==== Data section

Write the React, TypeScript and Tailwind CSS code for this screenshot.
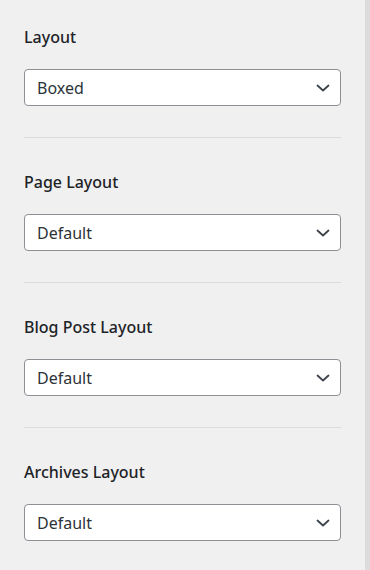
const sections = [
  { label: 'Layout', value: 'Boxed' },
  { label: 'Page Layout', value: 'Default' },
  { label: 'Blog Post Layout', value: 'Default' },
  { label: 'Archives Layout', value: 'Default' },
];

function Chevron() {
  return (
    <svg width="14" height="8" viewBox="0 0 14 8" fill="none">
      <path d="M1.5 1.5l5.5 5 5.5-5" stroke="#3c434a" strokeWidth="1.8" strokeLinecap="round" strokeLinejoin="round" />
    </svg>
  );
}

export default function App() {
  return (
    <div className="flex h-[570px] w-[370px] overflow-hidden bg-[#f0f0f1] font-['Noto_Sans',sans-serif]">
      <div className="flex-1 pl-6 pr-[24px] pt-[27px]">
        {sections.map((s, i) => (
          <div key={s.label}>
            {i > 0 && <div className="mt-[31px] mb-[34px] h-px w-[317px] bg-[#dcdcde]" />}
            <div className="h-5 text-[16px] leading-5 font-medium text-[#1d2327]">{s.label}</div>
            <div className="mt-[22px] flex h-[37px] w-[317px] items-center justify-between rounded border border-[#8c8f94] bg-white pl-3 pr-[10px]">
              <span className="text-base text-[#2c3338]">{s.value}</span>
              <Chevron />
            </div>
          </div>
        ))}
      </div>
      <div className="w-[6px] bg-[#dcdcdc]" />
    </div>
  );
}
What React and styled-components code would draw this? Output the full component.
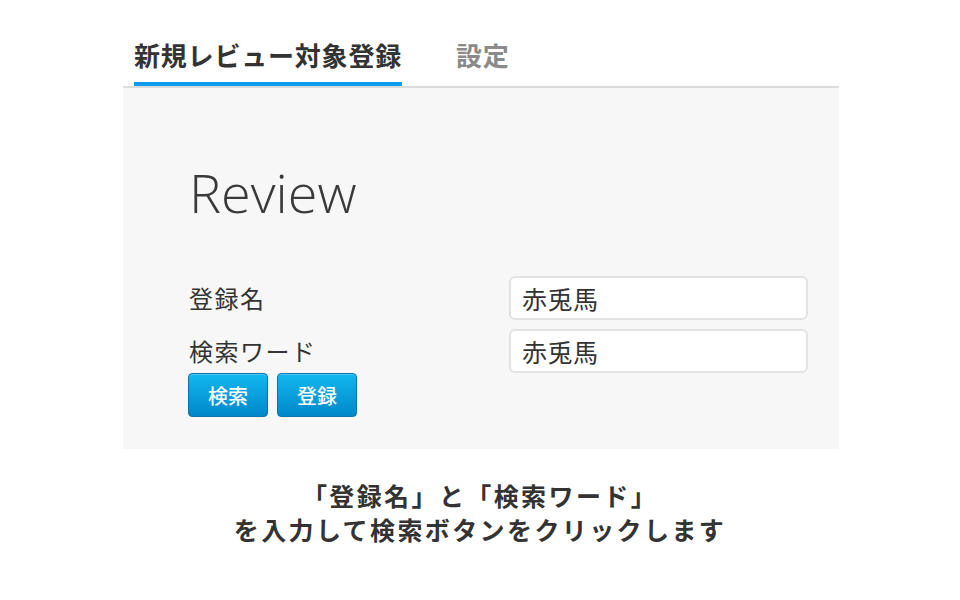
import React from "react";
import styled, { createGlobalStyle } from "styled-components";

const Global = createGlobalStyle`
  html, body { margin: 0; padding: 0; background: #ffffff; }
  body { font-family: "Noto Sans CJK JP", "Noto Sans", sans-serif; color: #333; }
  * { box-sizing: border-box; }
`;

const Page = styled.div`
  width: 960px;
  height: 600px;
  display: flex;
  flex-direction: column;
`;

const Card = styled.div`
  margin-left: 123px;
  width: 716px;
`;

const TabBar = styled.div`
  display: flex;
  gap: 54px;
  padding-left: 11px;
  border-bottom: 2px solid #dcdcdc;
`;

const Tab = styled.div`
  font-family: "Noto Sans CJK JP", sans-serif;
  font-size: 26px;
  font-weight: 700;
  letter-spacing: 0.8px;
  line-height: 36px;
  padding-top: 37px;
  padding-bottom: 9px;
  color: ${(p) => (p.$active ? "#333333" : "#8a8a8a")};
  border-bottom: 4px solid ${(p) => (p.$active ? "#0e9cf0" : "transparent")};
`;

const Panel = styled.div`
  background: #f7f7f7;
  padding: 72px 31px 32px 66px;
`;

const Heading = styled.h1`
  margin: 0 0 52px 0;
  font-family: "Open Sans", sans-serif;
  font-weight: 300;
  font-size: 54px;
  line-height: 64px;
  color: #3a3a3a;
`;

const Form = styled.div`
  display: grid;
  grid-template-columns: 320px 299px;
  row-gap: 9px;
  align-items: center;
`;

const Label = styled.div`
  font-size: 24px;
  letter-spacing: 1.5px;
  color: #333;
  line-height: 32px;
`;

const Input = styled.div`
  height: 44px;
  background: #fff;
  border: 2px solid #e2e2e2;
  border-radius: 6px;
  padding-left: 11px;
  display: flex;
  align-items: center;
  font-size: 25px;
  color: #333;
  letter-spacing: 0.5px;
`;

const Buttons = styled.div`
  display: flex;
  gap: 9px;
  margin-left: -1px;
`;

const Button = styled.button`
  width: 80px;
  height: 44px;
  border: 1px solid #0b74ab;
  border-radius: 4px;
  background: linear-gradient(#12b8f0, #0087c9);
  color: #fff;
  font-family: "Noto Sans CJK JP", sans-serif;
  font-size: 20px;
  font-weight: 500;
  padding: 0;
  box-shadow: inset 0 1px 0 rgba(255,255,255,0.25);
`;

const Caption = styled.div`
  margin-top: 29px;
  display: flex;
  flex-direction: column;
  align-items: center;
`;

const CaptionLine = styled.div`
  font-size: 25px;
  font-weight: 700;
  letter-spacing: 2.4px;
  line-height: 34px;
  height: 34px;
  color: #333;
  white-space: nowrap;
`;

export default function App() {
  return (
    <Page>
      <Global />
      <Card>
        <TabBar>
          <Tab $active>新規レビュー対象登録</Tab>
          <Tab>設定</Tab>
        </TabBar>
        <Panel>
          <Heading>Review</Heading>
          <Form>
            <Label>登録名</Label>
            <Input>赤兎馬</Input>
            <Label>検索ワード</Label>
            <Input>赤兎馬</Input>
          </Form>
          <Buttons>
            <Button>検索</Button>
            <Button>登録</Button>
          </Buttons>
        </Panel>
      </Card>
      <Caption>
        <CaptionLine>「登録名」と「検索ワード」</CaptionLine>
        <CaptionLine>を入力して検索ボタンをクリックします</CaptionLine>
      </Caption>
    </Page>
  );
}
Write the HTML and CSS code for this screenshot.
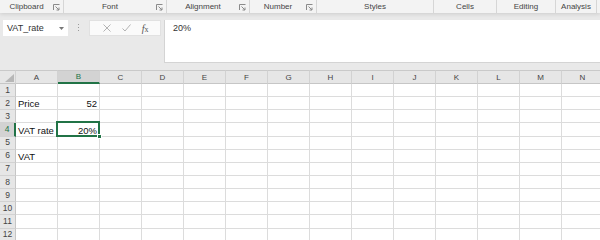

========

• _What is asked_
Leave out the pictures and reproduce the rest of the listing exactly.

• _Solved exercise_
Write the React, TypeScript and Tailwind CSS code for this screenshot.
const sections = [
  { label: 'Layout', value: 'Boxed' },
  { label: 'Page Layout', value: 'Default' },
  { label: 'Blog Post Layout', value: 'Default' },
  { label: 'Archives Layout', value: 'Default' },
];

function Chevron() {
  return (
    <svg width="14" height="8" viewBox="0 0 14 8" fill="none">
      <path d="M1.5 1.5l5.5 5 5.5-5" stroke="#3c434a" strokeWidth="1.8" strokeLinecap="round" strokeLinejoin="round" />
    </svg>
  );
}

export default function App() {
  return (
    <div className="flex h-[570px] w-[370px] overflow-hidden bg-[#f0f0f1] font-['Noto_Sans',sans-serif]">
      <div className="flex-1 pl-6 pr-[24px] pt-[27px]">
        {sections.map((s, i) => (
          <div key={s.label}>
            {i > 0 && <div className="mt-[31px] mb-[34px] h-px w-[317px] bg-[#dcdcde]" />}
            <div className="h-5 text-[16px] leading-5 font-medium text-[#1d2327]">{s.label}</div>
            <div className="mt-[22px] flex h-[37px] w-[317px] items-center justify-between rounded border border-[#8c8f94] bg-white pl-3 pr-[10px]">
              <span className="text-base text-[#2c3338]">{s.value}</span>
              <Chevron />
            </div>
          </div>
        ))}
      </div>
      <div className="w-[6px] bg-[#dcdcdc]" />
    </div>
  );
}
What React and styled-components code would draw this? Output the full component.
import React from "react";
import styled, { createGlobalStyle } from "styled-components";

const Global = createGlobalStyle`
  html, body { margin: 0; padding: 0; background: #ffffff; }
  body { font-family: "Noto Sans CJK JP", "Noto Sans", sans-serif; color: #333; }
  * { box-sizing: border-box; }
`;

const Page = styled.div`
  width: 960px;
  height: 600px;
  display: flex;
  flex-direction: column;
`;

const Card = styled.div`
  margin-left: 123px;
  width: 716px;
`;

const TabBar = styled.div`
  display: flex;
  gap: 54px;
  padding-left: 11px;
  border-bottom: 2px solid #dcdcdc;
`;

const Tab = styled.div`
  font-family: "Noto Sans CJK JP", sans-serif;
  font-size: 26px;
  font-weight: 700;
  letter-spacing: 0.8px;
  line-height: 36px;
  padding-top: 37px;
  padding-bottom: 9px;
  color: ${(p) => (p.$active ? "#333333" : "#8a8a8a")};
  border-bottom: 4px solid ${(p) => (p.$active ? "#0e9cf0" : "transparent")};
`;

const Panel = styled.div`
  background: #f7f7f7;
  padding: 72px 31px 32px 66px;
`;

const Heading = styled.h1`
  margin: 0 0 52px 0;
  font-family: "Open Sans", sans-serif;
  font-weight: 300;
  font-size: 54px;
  line-height: 64px;
  color: #3a3a3a;
`;

const Form = styled.div`
  display: grid;
  grid-template-columns: 320px 299px;
  row-gap: 9px;
  align-items: center;
`;

const Label = styled.div`
  font-size: 24px;
  letter-spacing: 1.5px;
  color: #333;
  line-height: 32px;
`;

const Input = styled.div`
  height: 44px;
  background: #fff;
  border: 2px solid #e2e2e2;
  border-radius: 6px;
  padding-left: 11px;
  display: flex;
  align-items: center;
  font-size: 25px;
  color: #333;
  letter-spacing: 0.5px;
`;

const Buttons = styled.div`
  display: flex;
  gap: 9px;
  margin-left: -1px;
`;

const Button = styled.button`
  width: 80px;
  height: 44px;
  border: 1px solid #0b74ab;
  border-radius: 4px;
  background: linear-gradient(#12b8f0, #0087c9);
  color: #fff;
  font-family: "Noto Sans CJK JP", sans-serif;
  font-size: 20px;
  font-weight: 500;
  padding: 0;
  box-shadow: inset 0 1px 0 rgba(255,255,255,0.25);
`;

const Caption = styled.div`
  margin-top: 29px;
  display: flex;
  flex-direction: column;
  align-items: center;
`;

const CaptionLine = styled.div`
  font-size: 25px;
  font-weight: 700;
  letter-spacing: 2.4px;
  line-height: 34px;
  height: 34px;
  color: #333;
  white-space: nowrap;
`;

export default function App() {
  return (
    <Page>
      <Global />
      <Card>
        <TabBar>
          <Tab $active>新規レビュー対象登録</Tab>
          <Tab>設定</Tab>
        </TabBar>
        <Panel>
          <Heading>Review</Heading>
          <Form>
            <Label>登録名</Label>
            <Input>赤兎馬</Input>
            <Label>検索ワード</Label>
            <Input>赤兎馬</Input>
          </Form>
          <Buttons>
            <Button>検索</Button>
            <Button>登録</Button>
          </Buttons>
        </Panel>
      </Card>
      <Caption>
        <CaptionLine>「登録名」と「検索ワード」</CaptionLine>
        <CaptionLine>を入力して検索ボタンをクリックします</CaptionLine>
      </Caption>
    </Page>
  );
}
Write the HTML and CSS code for this screenshot.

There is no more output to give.